Sylvester noted that the return to positive street rate growth across all three major REITs was the biggest surprise in the Q2 numbers. This shift is driven by a combination of stable occupancy levels and a constrained new supply pipeline, creating favorable conditions for existing operators. The lack of new development, caused by tighter lending standards, construction cost inflation, and longer entitlement timelines, has significantly reduced project starts across the industry.
The outlook for rental rates remains positive, with moderate growth expected through the remainder of 2025, particularly in high-barrier markets where supply is limited. Sylvester anticipates stronger upward pressure on rental rates in 2026 if interest rates decline and home transaction volumes increase. Occupancy is expected to remain elevated and stable, with potential for slight increases as new household formations and moving activity pick up next year.
Development constraints continue to impact the market, with many developers sitting on entitled land waiting for debt markets to reopen. The lending market remains the main constraint on new investment, with construction financing difficult to obtain and leverage levels reduced when available. This credit tightening has created a bifurcated investment market where stabilized assets in strong locations trade at compressed yields while lease-up deals and land are being repriced or passed over entirely.

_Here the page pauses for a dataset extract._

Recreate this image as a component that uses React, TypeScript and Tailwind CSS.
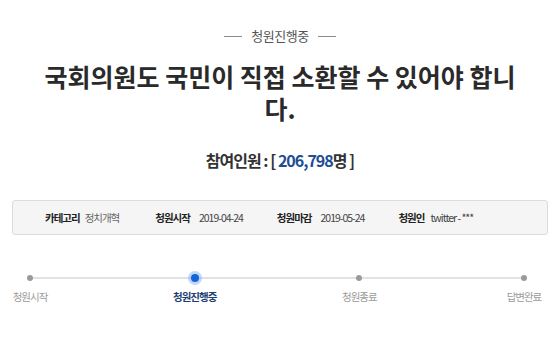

Markets with limited developable land, high regulatory barriers, and wealthy populations continue to be underserved for self storage facilities. The current environment, characterized by constrained development and disciplined discounting practices, is helping REITs maintain occupancy while pushing rents higher. This supply discipline is expected to persist into 2027, creating a major tailwind for existing operators and new developments that can secure capitalization in the current cycle.